--- START Data extract ---
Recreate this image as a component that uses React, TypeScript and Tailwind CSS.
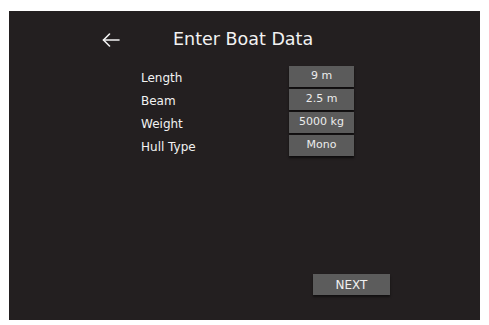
const rows = [
  { label: "Length", value: "9 m" },
  { label: "Beam", value: "2.5 m" },
  { label: "Weight", value: "5000 kg" },
  { label: "Hull Type", value: "Mono" },
];

export default function App() {
  return (
    <div className="w-[489px] h-[325px] bg-white pt-[11px] pl-[9px]" style={{ fontFamily: '"DejaVu Sans", Verdana, sans-serif' }}>
      <div className="w-[471px] h-[309px] bg-[#231f20] flex flex-col text-[#f2f2f2]">
        <div className="flex items-center h-[24px] mt-[17px]">
          <button className="ml-[93px] w-[18px] h-[18px] flex items-center justify-center">
            <svg width="18" height="14" viewBox="0 0 18 14" fill="none" stroke="#f2f2f2" strokeWidth="1.6" strokeLinecap="round" strokeLinejoin="round">
              <path d="M17 7H1.5" />
              <path d="M7.5 1L1.5 7l6 6" />
            </svg>
          </button>
          <h1 className="ml-[53px] text-[17.5px] leading-none">Enter Boat Data</h1>
        </div>

        <div className="flex flex-col gap-[2px] mt-[14px] ml-[132px]">
          {rows.map((r) => (
            <div key={r.label} className="flex items-center">
              <div className="w-[148px] text-[12px] pt-[2px]">{r.label}</div>
              <div className="w-[65px] h-[21px] bg-[#5b5b5b] shadow-[0_2px_2px_rgba(0,0,0,0.6)] flex items-center justify-center text-[11px] text-[#ececec]">
                {r.value}
              </div>
            </div>
          ))}
        </div>

        <div className="flex-1" />
        <button className="ml-[304px] mb-[25px] w-[77px] h-[21px] bg-[#5c5c5c] shadow-[0_2px_2px_rgba(0,0,0,0.5)] text-[12px] text-[#f0f0f0] flex items-center justify-center">
          NEXT
        </button>
      </div>
    </div>
  );
}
--- END Data extract ---
### Given instruction
Transcribe the whole listing exactly. Pictures stay out of your copy.

### Completed task
Recreate this image as a component that uses React, TypeScript and Tailwind CSS.
const rows = [
  { label: "Length", value: "9 m" },
  { label: "Beam", value: "2.5 m" },
  { label: "Weight", value: "5000 kg" },
  { label: "Hull Type", value: "Mono" },
];

export default function App() {
  return (
    <div className="w-[489px] h-[325px] bg-white pt-[11px] pl-[9px]" style={{ fontFamily: '"DejaVu Sans", Verdana, sans-serif' }}>
      <div className="w-[471px] h-[309px] bg-[#231f20] flex flex-col text-[#f2f2f2]">
        <div className="flex items-center h-[24px] mt-[17px]">
          <button className="ml-[93px] w-[18px] h-[18px] flex items-center justify-center">
            <svg width="18" height="14" viewBox="0 0 18 14" fill="none" stroke="#f2f2f2" strokeWidth="1.6" strokeLinecap="round" strokeLinejoin="round">
              <path d="M17 7H1.5" />
              <path d="M7.5 1L1.5 7l6 6" />
            </svg>
          </button>
          <h1 className="ml-[53px] text-[17.5px] leading-none">Enter Boat Data</h1>
        </div>

        <div className="flex flex-col gap-[2px] mt-[14px] ml-[132px]">
          {rows.map((r) => (
            <div key={r.label} className="flex items-center">
              <div className="w-[148px] text-[12px] pt-[2px]">{r.label}</div>
              <div className="w-[65px] h-[21px] bg-[#5b5b5b] shadow-[0_2px_2px_rgba(0,0,0,0.6)] flex items-center justify-center text-[11px] text-[#ececec]">
                {r.value}
              </div>
            </div>
          ))}
        </div>

        <div className="flex-1" />
        <button className="ml-[304px] mb-[25px] w-[77px] h-[21px] bg-[#5c5c5c] shadow-[0_2px_2px_rgba(0,0,0,0.5)] text-[12px] text-[#f0f0f0] flex items-center justify-center">
          NEXT
        </button>
      </div>
    </div>
  );
}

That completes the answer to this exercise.